▶ [Problem details]: Write each line of the material exactly as given, from the top through the line that contains "import React from", and omit all pictures.

>> BEGIN Information provided

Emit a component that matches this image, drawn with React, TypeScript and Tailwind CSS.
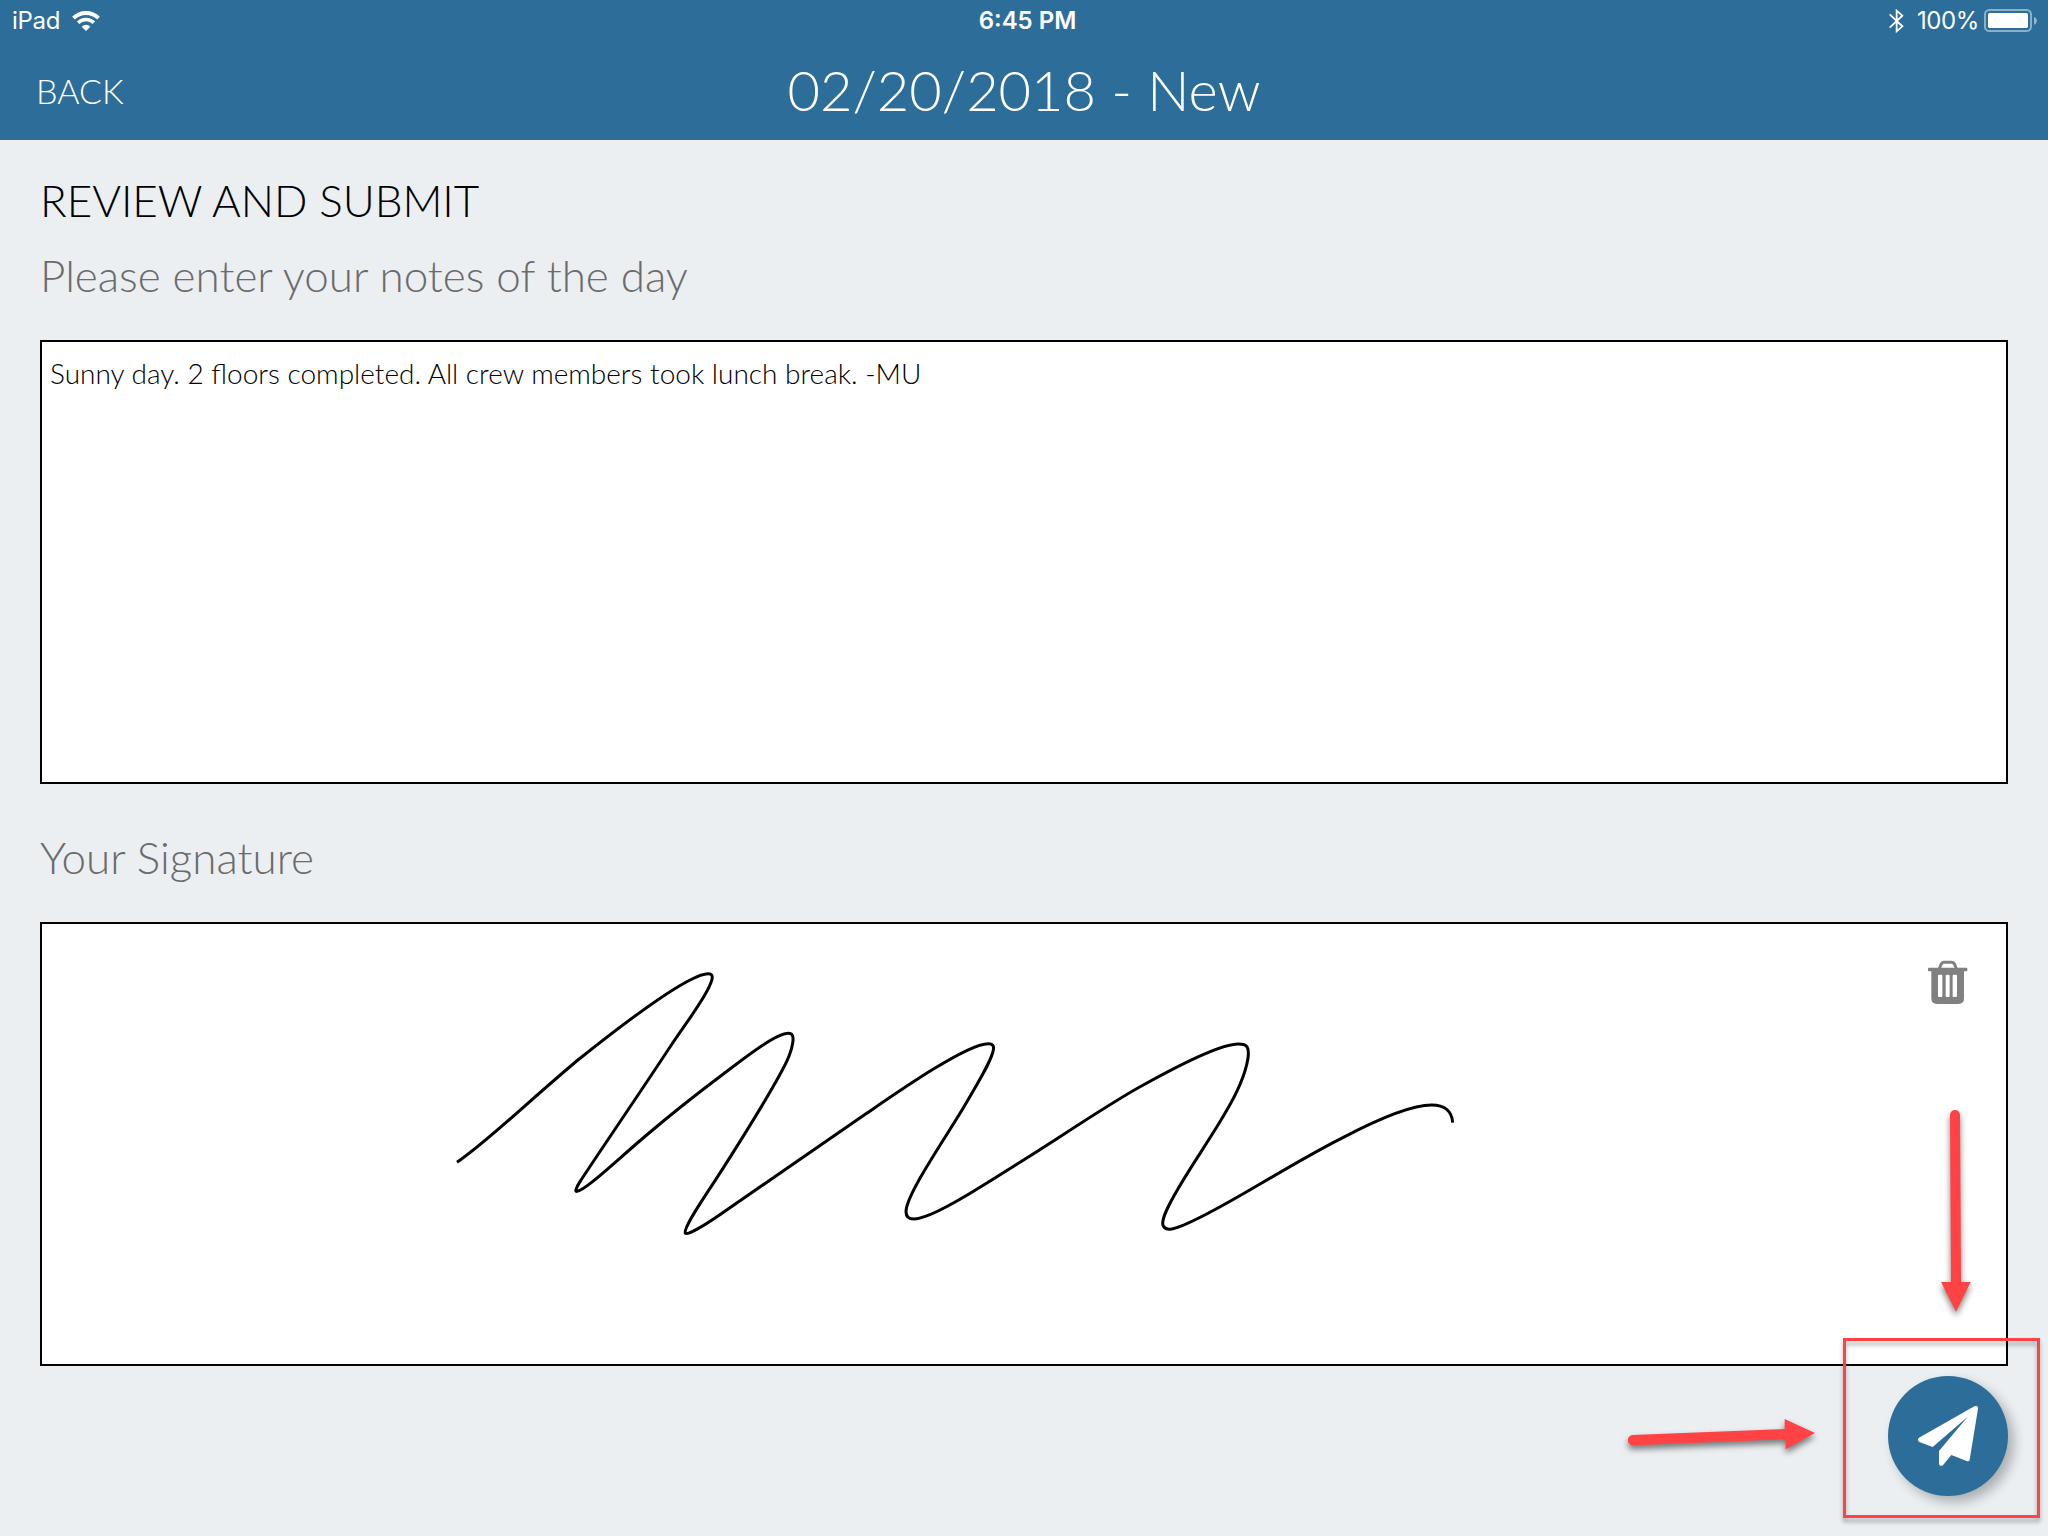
import React from "react";

function WifiIcon() {
  return (
    <svg className="h-[22px] w-7" viewBox="219 27 84 66" fill="none" stroke="white">
      <path d="M223.5 51.5A53 53 0 0 1 298.5 51.5" strokeWidth="12" />
      <path d="M237.3 65.3A33.5 33.5 0 0 1 284.7 65.3" strokeWidth="11" />
      <path d="M261 90L248 77A18.4 18.4 0 0 1 274 77Z" fill="white" stroke="none" />
    </svg>
  );
}

function BluetoothIcon() {
  return (
    <svg className="h-[26px] w-[15px]" viewBox="64 21 45 78" fill="none" stroke="white" strokeWidth="5.5">
      <path d="M66 40L104 76L87 91V29L104 44L66 80" />
    </svg>
  );
}

function BatteryIcon() {
  return (
    <svg className="h-[23px] w-[53px]" viewBox="348 27 159 69" fill="none">
      <rect x="351" y="30" width="138" height="63" rx="13" stroke="white" strokeOpacity="0.45" strokeWidth="6" />
      <rect x="360" y="39" width="120" height="45" rx="5" fill="white" />
      <path d="M498 50Q507 54 507 62Q507 70 498 75Z" fill="white" fillOpacity="0.5" />
    </svg>
  );
}

function TrashIcon() {
  return (
    <svg className="h-[45px] w-10" viewBox="84 90 120 135" fill="none">
      <path d="M118 116L123 103Q126 96.500 133 96.500H154Q161 96.500 164 103L169 116" stroke="#808080" strokeWidth="9" />
      <rect x="84" y="113" width="118" height="11" rx="3" fill="#808080" />
      <path
        fillRule="evenodd"
        fill="#808080"
        d="M94 120H192V205Q192 222 175 222H111Q94 222 94 205ZM117 134Q114 134 114 137V198Q114 201 117 201H124Q127 201 127 198V137Q127 134 124 134ZM140 134Q137 134 137 137V198Q137 201 140 201H146Q149 201 149 198V137Q149 134 146 134ZM161 134Q158 134 158 137V198Q158 201 161 201H168Q171 201 171 198V137Q171 134 168 134Z"
      />
    </svg>
  );
}

function PlaneIcon() {
  return (
    <svg className="size-[120px]" viewBox="204 168 360 360" fill="white">
      <path d="M297 353L463 259Q475 255 474 266L449 419Q447 426 440 423L394 405L370 434Q366 439 360 437Q357 435 357 430V393L443 290L338 381L298 366Q290 359 297 353Z" />
    </svg>
  );
}

function Signature() {
  return (
    <svg className="h-full w-full" viewBox="-1194 -78 5892 1320" fill="none" stroke="black" strokeWidth="9">
      <path
        d="M51 637C150 568 230 485 410 333C520 245 740 71 805 71C818 71 820 82 812 100
        C795 147 740 215 690 291C600 428 455 640 420 695C408 714 404 726 411 724
        C440 718 520 640 620 555C700 487 770 432 850 372C900 335 1005 250 1045 250C1056 250 1062 256 1058 280
        C1052 318 1030 355 1005 400C960 480 860 640 800 730C770 776 730 838 736 850
        C740 857 785 833 860 780C980 697 1200 545 1280 490C1370 428 1580 281 1645 281C1660 281 1664 290 1658 308
        C1645 350 1610 405 1560 490C1515 565 1398 735 1398 785C1398 800 1406 807 1422 807
        C1455 807 1530 768 1620 712C1700 662 1780 612 1860 560C1960 495 2050 437 2110 405
        C2200 355 2340 282 2395 282C2422 282 2428 290 2424 325C2416 375 2385 440 2355 490
        C2315 560 2255 645 2215 715C2190 758 2160 810 2170 828C2174 836 2182 839 2195 837
        C2235 830 2370 755 2460 702C2540 655 2640 597 2710 562C2800 515 2910 465 2975 465C3015 465 3036 485 3038 518"
      />
    </svg>
  );
}

function Arrows() {
  return (
    <svg
      className="absolute right-0 bottom-0 h-[446px] w-[448px] [filter:drop-shadow(0_4px_3px_rgba(0,0,0,0.5))]"
      viewBox="0 0 1344 1338"
      fill="#ff4244"
    >
      <path d="M1050 75A15 15 0 0 1 1080 75L1083 576H1112L1068 665L1023 576H1053Z" />
      <path d="M98 1035L554 1017V987L645 1029L557 1078V1048L100 1066A15 15 0 0 1 98 1035Z" />
    </svg>
  );
}

export default function App() {
  return (
    <div className="relative flex h-[1536px] w-[2048px] flex-col overflow-hidden bg-[#ebeff2] font-['Lato',sans-serif] font-light">
      <header className="h-[140px] bg-[#2d6d9a] text-white">
        <div className="grid h-10 grid-cols-[1fr_auto_1fr] items-center pt-px font-['Inter',sans-serif] text-2xl font-normal">
          <div className="flex items-center gap-3 pl-3">
            <span className="tracking-[-0.3px]">iPad</span>
            <WifiIcon />
          </div>
          <span className="pl-[7px] text-center font-semibold">6:45 PM</span>
          <div className="flex items-center justify-end pr-[11px]">
            <BluetoothIcon />
            <span className="mr-[5px] ml-[13px] tracking-[-0.4px]">100%</span>
            <BatteryIcon />
          </div>
        </div>
        <div className="grid h-[100px] grid-cols-[1fr_auto_1fr] items-start">
          <button className="mt-[31px] ml-9 justify-self-start text-[34px] leading-10">BACK</button>
          <h1 className="mt-5 text-[56px] leading-[60px]">02/20/2018 - New</h1>
        </div>
      </header>

      <main className="flex flex-col px-10 pt-[30px]">
        <h2 className="h-[75px] text-[44px] leading-[60px] tracking-[-0.05px] text-black">REVIEW AND SUBMIT</h2>
        <p className="h-[95px] text-[44px] leading-[60px] tracking-[-0.02px] text-[#6b6b6b]">
          Please enter your notes of the day
        </p>
        <div className="h-[444px] border-2 border-black bg-white px-2 pt-[13px] text-[28px] leading-9 text-black">
          Sunny day. 2 floors completed. All crew members took lunch break. -MU
        </div>
        <p className="mt-[43px] h-[95px] text-[44px] leading-[60px] text-[#6b6b6b]">Your Signature</p>
        <div className="relative h-[444px] border-2 border-black bg-white">
          <Signature />
          <button className="absolute top-9 right-[38px]">
            <TrashIcon />
          </button>
        </div>
      </main>

      <button className="absolute right-10 bottom-10 size-[120px] rounded-full bg-[#2d6d9a] shadow-[6px_6px_12px_rgba(0,0,0,0.27)]">
        <PlaneIcon />
      </button>
      <div className="absolute right-2 bottom-[18px] h-[180px] w-[197px] border-3 border-[#ff4244] [filter:drop-shadow(0_4px_2px_rgba(0,0,0,0.3))]" />
      <Arrows />
    </div>
  );
}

>> END Information provided

▶ [Solution]:
Emit a component that matches this image, drawn with React, TypeScript and Tailwind CSS.
import React from "react";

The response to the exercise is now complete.